What this calculator compares
A job offer is a package of money, time, benefits, risk, and flexibility. This calculator turns the measurable parts into comparable numbers so you can see where the real trade-off is.
Base salary, expected bonus, signing bonus, equity value, retirement match, health insurance difference, and other benefits.
Weekly hours, PTO, holidays, commute days, commute minutes, and whether the job consumes more of your week than the salary suggests.
Total value, ongoing value, commute-adjusted hourly pay, PTO comparison, better financial offer, and negotiation levers.
How the calculator works
| Metric | What it means |
|---|---|
| Total annual compensation | Base salary plus expected bonus, equity, retirement match, health insurance difference, and other benefits. |
| First-year value | Total annual value plus signing bonus, minus commute cash cost. |
| Ongoing annual value | Repeatable annual value excluding signing bonus, minus commute cash cost. |
| True hourly pay | Ongoing value divided by active work hours after PTO and holidays. |
| Commute-adjusted hourly pay | Ongoing value divided by active work hours plus commute hours. |
| Decision-adjusted value | Ongoing value plus a PTO comparison value, minus a commute-time value. This is a decision signal, not paycheck cash. |
Common job offer comparison mistakes
- Comparing base salary but ignoring a long commute.

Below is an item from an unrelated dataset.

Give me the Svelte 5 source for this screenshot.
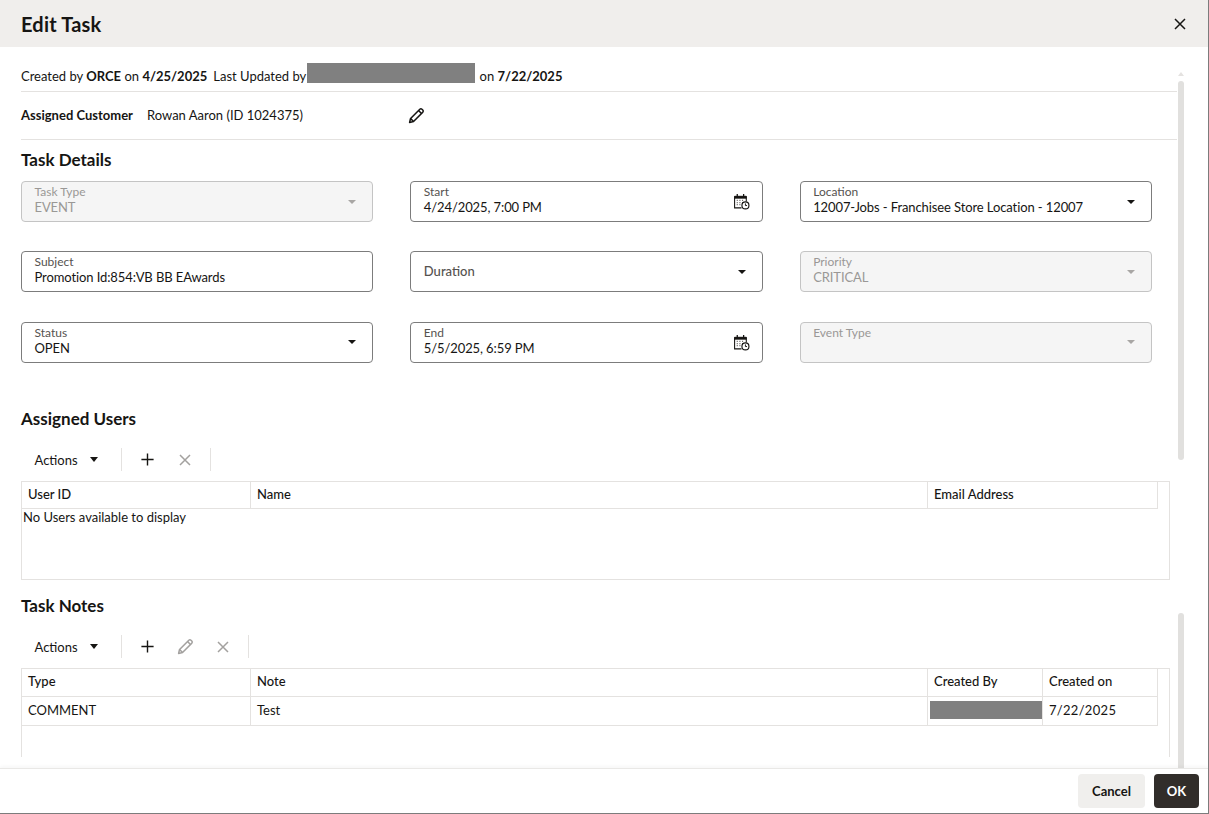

- Counting a target bonus or equity grant at full value when it is uncertain.
- Ignoring PTO and paid holidays when one offer gives more paid time away from work.
- Comparing a 40-hour role with a 55-hour role as if they require the same time.
- Adding benefits you will not actually use.
- Choosing the better spreadsheet result while ignoring manager quality, job security, health, family logistics, or career growth.
Related job offer calculators
Use these tools when you need a narrower calculation.
FAQ
Which job offer should I accept?
The calculator can show which offer has higher total value, true hourly value, and lower commute drag. The final decision should also include career growth, manager quality, stability, stress, schedule fit, location, family needs, and long-term goals.
Should I include signing bonus?
Include signing bonus in first-year value, but separate it from ongoing annual value. A one-time sign-on bonus can make year one look better without changing the long-term offer.
How do I compare remote and office offers?
Use commute days, one-way commute minutes, and commute cost per day. A remote or hybrid job usually has lower commute cash cost and fewer commute hours, which can improve hourly value even with a lower salary.
Can this calculator replace a tax calculator?
No. This calculator compares gross offer value. Use a paycheck or tax calculator separately when net take-home pay, filing status, state tax, deductions, or contractor classification matter.